There is your curse! It is crucified in the death of Jesus.
There is your sin. It is covered in the wounds of Jesus.
There is your peace. It is purchased by the blood of Jesus.
There is your comfort. It is in the body of Jesus.
There is your rest. It is won in the resurrection of Jesus from the dead.
There is your God! There He reigns for all the nations to see! How beautiful are the feet of Him who is good news in the flesh for you and for the world!
Finding Men in the Water
And this good news is quite mobile. He doesn’t stand in one place calling to the nations, but He moves about crying to the left and crying to the right, calling the people to follow, exhorting them to rest. And who does he find first? He finds Peter and then Andrew, and then James and John. And where does He find them? He finds them in the water, but they are in the water for themselves. They are fishermen. They are in the water to live and move and have their being. But Jesus calls them out of the water. So, out of the water they come and following Jesus they go.

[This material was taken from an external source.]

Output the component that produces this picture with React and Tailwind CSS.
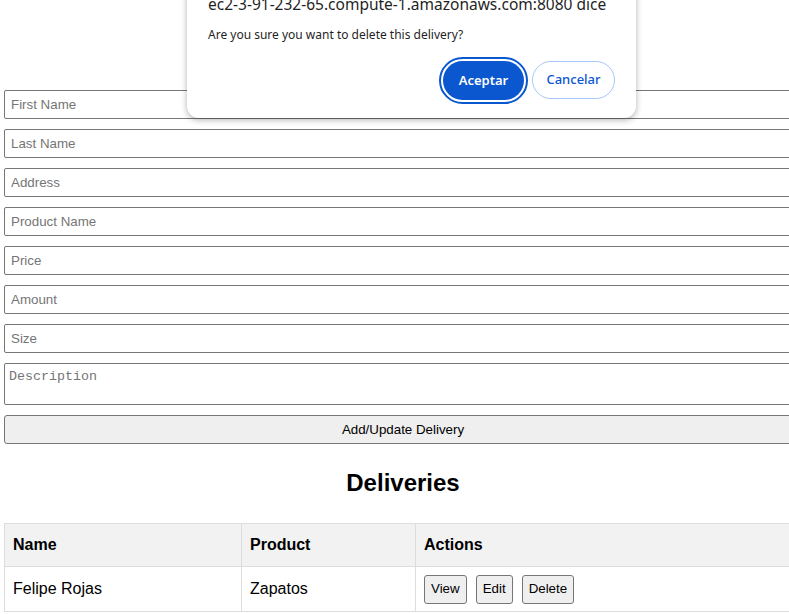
import React from "react";

const fields = ["First Name", "Last Name", "Address", "Product Name", "Price", "Amount", "Size"];

function Btn({ children }) {
  return (
    <button className="h-[29px] px-[6px] bg-[#efefef] border border-[#767676] rounded-[3px] text-[13.33px] text-black leading-none">
      {children}
    </button>
  );
}

export default function App() {
  return (
    <div className="relative w-[789px] h-[614px] overflow-hidden bg-white" style={{ fontFamily: '"Liberation Sans", Arial, sans-serif' }}>
      <div className="ml-1 w-[798px] pt-[90px]">
        <div className="flex flex-col gap-[10px]">
          {fields.map((f) => (
            <input
              key={f}
              placeholder={f}
              className="h-[29px] w-full border border-[#767676] rounded-[2px] px-[6px] text-[13.33px] text-black placeholder:text-[#757575] outline-none"
            />
          ))}
          <textarea
            placeholder="Description"
            className="h-[42px] w-full border border-[#767676] rounded-[2px] px-[4px] py-[5px] text-[13.33px] text-black placeholder:text-[#757575] resize-none outline-none leading-[15px]"
            style={{ fontFamily: '"Liberation Mono", "DejaVu Sans Mono", monospace' }}
          />
          <button className="h-[29px] w-full bg-[#efefef] border border-[#767676] rounded-[3px] text-[13.33px] text-black">
            Add/Update Delivery
          </button>
        </div>
        <h2 className="mt-[25px] h-[28px] leading-[28px] text-center text-[24px] font-bold text-black">Deliveries</h2>
        <table className="mt-[26px] w-full border-collapse text-[16px] text-black">
          <thead>
            <tr className="bg-[#f2f2f2]">
              <th className="w-[237px] h-[43px] border border-[#dddddd] px-2 text-left font-bold">Name</th>
              <th className="w-[174px] h-[43px] border border-[#dddddd] px-2 text-left font-bold">Product</th>
              <th className="h-[43px] border border-[#dddddd] px-2 text-left font-bold">Actions</th>
            </tr>
          </thead>
          <tbody>
            <tr>
              <td className="h-[45px] border border-[#dddddd] px-2">Felipe Rojas</td>
              <td className="h-[45px] border border-[#dddddd] px-2">Zapatos</td>
              <td className="h-[45px] border border-[#dddddd] px-2">
                <div className="flex gap-[9px]">
                  <Btn>View</Btn>
                  <Btn>Edit</Btn>
                  <Btn>Delete</Btn>
                </div>
              </td>
            </tr>
          </tbody>
        </table>
      </div>

      <div
        className="absolute left-[187px] top-[-20px] w-[449px] h-[138px] bg-white rounded-[12px] shadow-[0_2px_6px_rgba(0,0,0,0.3)] pl-[21px] pr-[20px] pt-[13px]"
        style={{ fontFamily: '"Noto Sans", "Open Sans", sans-serif' }}
      >
        <div className="text-[15.5px] leading-[22px] text-[#1f1f1f] whitespace-nowrap">ec2-3-91-232-65.compute-1.amazonaws.com:8080 dice</div>
        <div className="mt-[12px] text-[12px] leading-[16px] text-[#1f1f1f]">Are you sure you want to delete this delivery?</div>
        <div className="mt-[18px] flex justify-end gap-[8px] pr-[1px]">
          <button className="h-[39px] w-[81px] rounded-full bg-[#0b57d0] text-white text-[13px] font-semibold outline-2 outline-offset-2 outline-[#0b57d0] outline">
            Aceptar
          </button>
          <button className="h-[38px] w-[83px] rounded-full bg-white border border-[#a8c7fa] text-[#0b57d0] text-[13px] font-medium">
            Cancelar
          </button>
        </div>
      </div>
    </div>
  );
}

You also have been called out of the water, the waters of your baptism to live and move and have your whole being in the Word and promises of your God. For there through water and the divine Word, the Savior has called you by your name. He’s crossed you with His cross and raised you with His resurrection. All that is His He has given to you. And all that weighed heavy on your heart; all your hurts and sorrows, all your guilt and shame, all your sins and all your tears, He has taken them away, taken them unto Himself and buried them forever in His death. He’s caught you in the net of His Word and brought you into the fellowship of His church. You are His and He is yours. No need to be anxious. No need to be afraid. No need to doubt. No need for chasing, indulging, self-serving, catering, stroking, longing, coveting, lusting, desiring, wrong loving, and taking. No need to exhaust yourself attempting to still your restless heart. Jesus has given you the good news, poured it into your heart by the Holy Spirit, and brought you into His rest by His grace.
Call to Follow and to Rest (You need a nap)

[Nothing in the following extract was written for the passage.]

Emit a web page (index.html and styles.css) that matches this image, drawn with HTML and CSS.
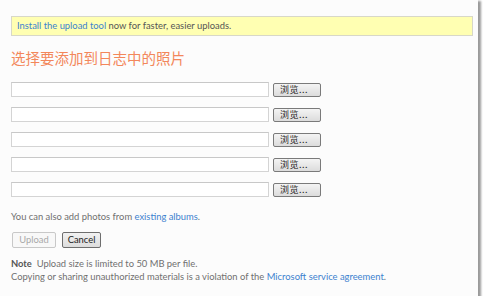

Beloved in the Lord, there are many who would read this text and believe that all Christians must be made into “fishers of men.” But that’s not what the text says, nor is it what the text means. Indeed, some are to be “fishers of men.” But most are not. These men who are to be fishers of men have that as their vocation. Jesus has specially called them to not only follow – which is the call to every person – but also to fish, which is the call to certain persons. You do not need to fish for men. You need to be caught in the net of His Word. You need to be gathered into the ark of His Church. You need to be comforted with the forgiveness of sins. You need to be at peace with your God and your neighbor. No beloved, you don’t need to continue crying to the left and crying to the right, crying on the pillows, or crying on the inside. You need to rest in the good news of your God. Your warfare has ended. Your iniquity has been pardoned. You have received double for your sins. And Jesus has paid for it all with His blood. AMEN!
The peace of God which surpasses all understanding keep your heart and mind through faith in Christ Jesus. AMEN!